*Exercise prompt*. Filter the entries below, keeping every line that has the word "index".

*Entries shown*.
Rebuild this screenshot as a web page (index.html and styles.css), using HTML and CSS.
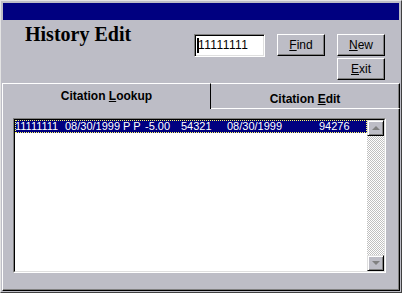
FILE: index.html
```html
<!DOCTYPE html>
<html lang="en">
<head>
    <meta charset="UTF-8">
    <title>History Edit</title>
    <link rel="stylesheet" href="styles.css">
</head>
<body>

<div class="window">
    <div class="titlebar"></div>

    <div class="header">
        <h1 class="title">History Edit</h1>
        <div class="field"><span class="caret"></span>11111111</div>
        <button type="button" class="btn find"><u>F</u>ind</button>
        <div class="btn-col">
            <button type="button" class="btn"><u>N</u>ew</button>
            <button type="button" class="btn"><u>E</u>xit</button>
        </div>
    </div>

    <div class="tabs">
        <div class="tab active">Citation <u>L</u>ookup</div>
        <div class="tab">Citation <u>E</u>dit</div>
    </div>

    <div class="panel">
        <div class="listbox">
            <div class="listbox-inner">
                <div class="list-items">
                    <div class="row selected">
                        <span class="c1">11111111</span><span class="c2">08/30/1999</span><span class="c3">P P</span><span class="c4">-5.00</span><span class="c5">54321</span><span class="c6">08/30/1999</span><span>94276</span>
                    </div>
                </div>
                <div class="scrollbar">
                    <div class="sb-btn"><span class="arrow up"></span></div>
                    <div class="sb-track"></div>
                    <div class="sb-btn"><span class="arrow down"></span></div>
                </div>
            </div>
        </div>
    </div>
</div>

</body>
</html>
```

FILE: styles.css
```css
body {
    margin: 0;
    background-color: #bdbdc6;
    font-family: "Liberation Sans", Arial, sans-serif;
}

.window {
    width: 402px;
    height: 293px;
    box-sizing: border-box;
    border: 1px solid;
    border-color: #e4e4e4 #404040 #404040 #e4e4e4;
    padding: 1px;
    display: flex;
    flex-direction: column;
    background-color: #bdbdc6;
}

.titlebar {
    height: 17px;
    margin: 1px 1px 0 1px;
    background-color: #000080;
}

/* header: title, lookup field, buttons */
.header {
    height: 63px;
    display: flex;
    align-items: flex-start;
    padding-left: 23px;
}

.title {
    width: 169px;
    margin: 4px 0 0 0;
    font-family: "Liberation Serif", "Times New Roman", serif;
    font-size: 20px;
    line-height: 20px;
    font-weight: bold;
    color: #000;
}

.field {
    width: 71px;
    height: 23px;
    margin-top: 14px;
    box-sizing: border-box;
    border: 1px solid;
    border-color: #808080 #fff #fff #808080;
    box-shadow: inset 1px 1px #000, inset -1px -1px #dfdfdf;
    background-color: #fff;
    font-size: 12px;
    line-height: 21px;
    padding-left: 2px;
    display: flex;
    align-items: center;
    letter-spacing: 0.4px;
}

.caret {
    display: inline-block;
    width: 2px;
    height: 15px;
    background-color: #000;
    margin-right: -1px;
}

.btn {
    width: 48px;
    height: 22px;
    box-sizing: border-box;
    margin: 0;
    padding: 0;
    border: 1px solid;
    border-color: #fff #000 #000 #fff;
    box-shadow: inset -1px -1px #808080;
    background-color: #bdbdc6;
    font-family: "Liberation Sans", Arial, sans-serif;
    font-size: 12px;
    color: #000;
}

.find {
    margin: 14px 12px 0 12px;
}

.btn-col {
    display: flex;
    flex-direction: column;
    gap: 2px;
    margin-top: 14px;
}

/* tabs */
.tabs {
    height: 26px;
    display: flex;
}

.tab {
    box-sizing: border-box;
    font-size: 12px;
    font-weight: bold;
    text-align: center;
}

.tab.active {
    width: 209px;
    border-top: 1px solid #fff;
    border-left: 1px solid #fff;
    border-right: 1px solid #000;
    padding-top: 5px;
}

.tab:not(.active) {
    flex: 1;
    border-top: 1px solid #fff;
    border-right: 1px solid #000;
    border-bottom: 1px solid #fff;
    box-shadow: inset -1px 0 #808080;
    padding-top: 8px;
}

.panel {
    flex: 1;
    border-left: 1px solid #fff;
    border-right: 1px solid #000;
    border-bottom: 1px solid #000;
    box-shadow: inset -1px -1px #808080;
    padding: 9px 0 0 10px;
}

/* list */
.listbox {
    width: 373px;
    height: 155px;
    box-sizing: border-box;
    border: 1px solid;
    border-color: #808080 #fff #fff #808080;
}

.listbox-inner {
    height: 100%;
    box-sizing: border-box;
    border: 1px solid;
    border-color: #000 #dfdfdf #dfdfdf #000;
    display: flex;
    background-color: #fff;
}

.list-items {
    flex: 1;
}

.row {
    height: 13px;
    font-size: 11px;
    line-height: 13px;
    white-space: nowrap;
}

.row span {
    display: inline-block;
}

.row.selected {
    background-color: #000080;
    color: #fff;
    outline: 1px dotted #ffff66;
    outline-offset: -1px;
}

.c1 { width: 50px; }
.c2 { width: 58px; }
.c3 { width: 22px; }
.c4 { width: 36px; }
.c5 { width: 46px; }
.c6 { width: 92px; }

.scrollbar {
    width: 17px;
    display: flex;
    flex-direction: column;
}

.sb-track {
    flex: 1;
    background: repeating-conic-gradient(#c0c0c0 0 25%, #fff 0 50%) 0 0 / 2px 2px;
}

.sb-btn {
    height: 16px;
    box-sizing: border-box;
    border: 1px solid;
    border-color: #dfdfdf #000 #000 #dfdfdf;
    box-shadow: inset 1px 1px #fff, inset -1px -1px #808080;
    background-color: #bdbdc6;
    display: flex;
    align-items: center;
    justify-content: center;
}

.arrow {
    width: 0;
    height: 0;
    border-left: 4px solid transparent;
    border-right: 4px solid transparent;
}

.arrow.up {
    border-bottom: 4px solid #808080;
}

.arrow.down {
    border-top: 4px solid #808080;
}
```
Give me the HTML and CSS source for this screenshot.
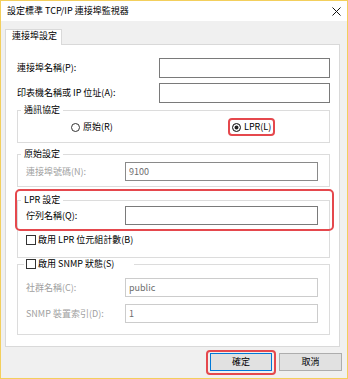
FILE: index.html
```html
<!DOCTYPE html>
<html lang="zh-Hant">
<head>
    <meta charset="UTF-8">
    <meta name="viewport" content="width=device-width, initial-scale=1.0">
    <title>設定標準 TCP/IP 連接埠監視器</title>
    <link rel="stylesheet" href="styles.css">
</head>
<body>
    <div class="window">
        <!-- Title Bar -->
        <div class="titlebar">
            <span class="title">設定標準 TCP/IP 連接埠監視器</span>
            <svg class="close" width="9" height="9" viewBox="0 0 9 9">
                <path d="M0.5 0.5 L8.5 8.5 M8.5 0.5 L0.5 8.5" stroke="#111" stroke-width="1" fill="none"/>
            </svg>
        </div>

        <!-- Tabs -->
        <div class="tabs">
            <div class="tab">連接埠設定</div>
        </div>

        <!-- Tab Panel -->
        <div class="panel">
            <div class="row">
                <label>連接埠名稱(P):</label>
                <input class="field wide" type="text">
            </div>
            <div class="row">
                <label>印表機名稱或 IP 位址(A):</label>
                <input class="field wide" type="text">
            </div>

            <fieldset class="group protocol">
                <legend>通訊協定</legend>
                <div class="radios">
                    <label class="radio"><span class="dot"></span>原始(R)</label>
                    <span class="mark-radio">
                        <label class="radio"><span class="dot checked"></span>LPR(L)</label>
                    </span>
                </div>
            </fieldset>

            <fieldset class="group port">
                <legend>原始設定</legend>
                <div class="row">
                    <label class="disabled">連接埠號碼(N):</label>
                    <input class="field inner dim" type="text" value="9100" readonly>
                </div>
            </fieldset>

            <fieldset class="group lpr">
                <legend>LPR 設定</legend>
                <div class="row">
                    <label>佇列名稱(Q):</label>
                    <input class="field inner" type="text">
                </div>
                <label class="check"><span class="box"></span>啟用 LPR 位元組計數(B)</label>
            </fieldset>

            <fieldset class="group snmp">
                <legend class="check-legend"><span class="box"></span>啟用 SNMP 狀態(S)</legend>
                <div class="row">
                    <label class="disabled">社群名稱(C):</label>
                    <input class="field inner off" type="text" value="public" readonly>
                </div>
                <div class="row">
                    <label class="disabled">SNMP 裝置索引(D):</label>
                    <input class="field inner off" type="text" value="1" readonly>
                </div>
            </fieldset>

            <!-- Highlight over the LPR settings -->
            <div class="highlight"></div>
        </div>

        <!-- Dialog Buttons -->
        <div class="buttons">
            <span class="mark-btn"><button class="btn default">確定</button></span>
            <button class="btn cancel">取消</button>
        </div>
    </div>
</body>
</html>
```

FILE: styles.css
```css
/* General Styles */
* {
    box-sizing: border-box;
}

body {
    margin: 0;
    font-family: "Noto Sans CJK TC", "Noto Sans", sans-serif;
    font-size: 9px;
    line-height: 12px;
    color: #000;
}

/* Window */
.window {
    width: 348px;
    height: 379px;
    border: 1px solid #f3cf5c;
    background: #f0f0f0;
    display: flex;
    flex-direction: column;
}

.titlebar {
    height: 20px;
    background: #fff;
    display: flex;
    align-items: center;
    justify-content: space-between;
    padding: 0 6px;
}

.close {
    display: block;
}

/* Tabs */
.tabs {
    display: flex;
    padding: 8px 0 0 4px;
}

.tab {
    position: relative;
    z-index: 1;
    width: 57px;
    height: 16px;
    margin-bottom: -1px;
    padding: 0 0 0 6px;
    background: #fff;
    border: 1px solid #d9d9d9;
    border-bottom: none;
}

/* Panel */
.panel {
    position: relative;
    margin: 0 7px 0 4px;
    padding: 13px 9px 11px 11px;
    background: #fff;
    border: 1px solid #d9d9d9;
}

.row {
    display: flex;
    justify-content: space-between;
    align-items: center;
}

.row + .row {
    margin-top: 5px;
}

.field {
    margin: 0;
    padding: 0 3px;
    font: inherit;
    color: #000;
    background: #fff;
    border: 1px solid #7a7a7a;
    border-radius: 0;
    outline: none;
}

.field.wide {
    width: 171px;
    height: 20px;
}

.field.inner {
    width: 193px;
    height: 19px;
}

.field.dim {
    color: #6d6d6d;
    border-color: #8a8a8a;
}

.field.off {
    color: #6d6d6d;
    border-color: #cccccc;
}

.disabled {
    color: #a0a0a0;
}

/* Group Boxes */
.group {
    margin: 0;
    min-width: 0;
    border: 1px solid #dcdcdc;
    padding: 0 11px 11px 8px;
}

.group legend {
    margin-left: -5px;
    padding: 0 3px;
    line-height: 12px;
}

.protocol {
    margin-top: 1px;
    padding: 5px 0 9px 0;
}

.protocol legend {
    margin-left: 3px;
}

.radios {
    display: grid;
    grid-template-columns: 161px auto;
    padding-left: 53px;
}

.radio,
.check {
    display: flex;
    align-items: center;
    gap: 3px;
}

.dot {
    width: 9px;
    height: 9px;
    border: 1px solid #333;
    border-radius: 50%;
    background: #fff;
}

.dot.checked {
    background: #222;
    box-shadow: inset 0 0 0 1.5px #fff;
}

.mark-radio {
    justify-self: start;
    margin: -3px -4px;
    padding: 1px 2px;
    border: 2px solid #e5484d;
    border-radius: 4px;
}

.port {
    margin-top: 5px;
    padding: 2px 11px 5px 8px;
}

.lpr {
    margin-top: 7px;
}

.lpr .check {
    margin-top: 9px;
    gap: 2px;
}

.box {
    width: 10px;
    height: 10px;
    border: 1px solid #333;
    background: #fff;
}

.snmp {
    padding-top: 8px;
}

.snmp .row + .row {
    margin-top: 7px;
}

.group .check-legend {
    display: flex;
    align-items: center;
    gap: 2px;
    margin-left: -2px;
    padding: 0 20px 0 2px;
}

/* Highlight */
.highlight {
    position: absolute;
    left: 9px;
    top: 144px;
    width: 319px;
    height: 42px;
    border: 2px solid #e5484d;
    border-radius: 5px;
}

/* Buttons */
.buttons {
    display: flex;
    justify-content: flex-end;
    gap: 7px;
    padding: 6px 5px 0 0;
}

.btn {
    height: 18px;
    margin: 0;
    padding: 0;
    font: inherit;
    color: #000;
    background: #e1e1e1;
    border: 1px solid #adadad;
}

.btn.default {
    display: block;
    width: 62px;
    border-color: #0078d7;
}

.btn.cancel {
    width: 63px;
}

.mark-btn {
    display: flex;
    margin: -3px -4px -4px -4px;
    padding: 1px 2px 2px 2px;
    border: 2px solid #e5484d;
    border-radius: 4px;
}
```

*Solution to this task*.
Rebuild this screenshot as a web page (index.html and styles.css), using HTML and CSS.
FILE: index.html
FILE: index.html
    z-index: 1;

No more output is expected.